The temporary structures that are generally used do not meet the multiple programmatic, cultural and environmental needs that exist in displacement situations and unfortunately the majority of settlements that are set up as temporary settlements end up becoming permanent. In the best case, the solution for these more permanent settlements is to replace the tents with metal containers which are costly, difficult to transport and install, and require additional equipment and facilities in order to provide a minimum quality of life. We found that there is no comprehensive solution for addressing the multiple challenges that designers face. We came across plenty of ideas, impressive projects and images in digital format, but only a few have crossed the barrier to become reality.
So we set ourselves some very demanding goals in terms of improving logistics, installation, flexibility, the use of natural resources and, above all, the improvement of living conditions. Over the past few years we have been working towards a solution in accordance with these requirements – and this has in the end involved going back to more traditional architectural systems and combining them with advanced technological materials.
We focused first on developing accommodation for refugee camps (2013), then accommodation for troops, doctors and personnel on peace missions (2014), leading finally to a modular architectural solution (2015). During this period we received support from both public and private organisations. Collaborators in the actual development include the University of Alicante’s Department of Civil Engineering on the design, structural analysis and testing, and AIMPLAS (Technological Plastics Institute) which provided technical assistance in materials, processes and suppliers.
Implementation and adaptation
SURI – Shelter Units for Rapid Installation – is a low-cost modular housing product, conceived with sustainability in mind, allowing communities to be set up quickly and with a view to their being long-lasting. It is designed to ensure good living conditions from the outset, being structurally robust, waterproof, insulated, ventilated and with natural lighting. It can be easily adapted to the environment as a temporary solution or become a permanent home. It is lightweight, easy to transport and quick to assemble, energy-efficient, versatile and removable, allowing re-use over time.

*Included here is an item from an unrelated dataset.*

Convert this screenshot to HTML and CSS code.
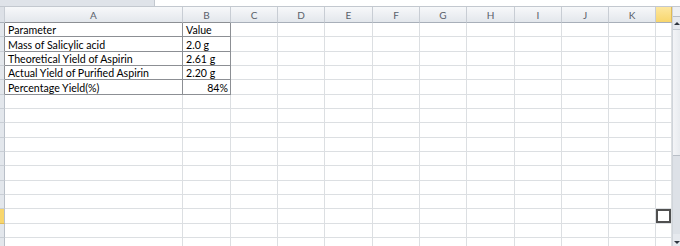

We have now taken this outside the sphere of our main activity into the humanitarian aid sector. Finding that the major organisations are generally not open to small and innovative contributions, especially from outside the sector, we carried out the first implementation of our design in this sector at the now defunct ‘Jungle’ camp in Calais, where it was used as a shelter for orphaned children by a small local non-governmental organisation, Jersey Builders for Refugees (JBR). The harsh weather conditions required us to adapt the interior with a waterproof, insulating and breathable winterisation kit, improving the thermal behaviour of the unit, thereby reducing heat loss and problems related to humidity and mud, and increasing comfort for the residents.
During the installation of the first units in Calais we monitored them closely as it was the first time they had been used in a humanitarian setting. JBR reported on how they had been employed by the users and later – as the product was well received – JBR contacted us again to develop a language learning centre in the La Linière camp in Dunkirk. On this occasion, two shelters were installed, connected at right angles to create a space that would accommodate two groups of 15 people each. Given that the weather conditions are very similar to those in Calais, we included the winterisation kit, in this case surfacing the interior of the vertical walls with blackboards for teaching.
In order to monitor the installation’s performance and its suitability for the users, we have maintained contact with those in charge of running the centre and we have visited the site to check its condition and obtain reports from both the teaching team and the students. We are currently developing different projects with several NGOs as a result of the visibility the product gained following its implementation in the camps in the north of France and the lessons we learned in designing and implementing these solutions.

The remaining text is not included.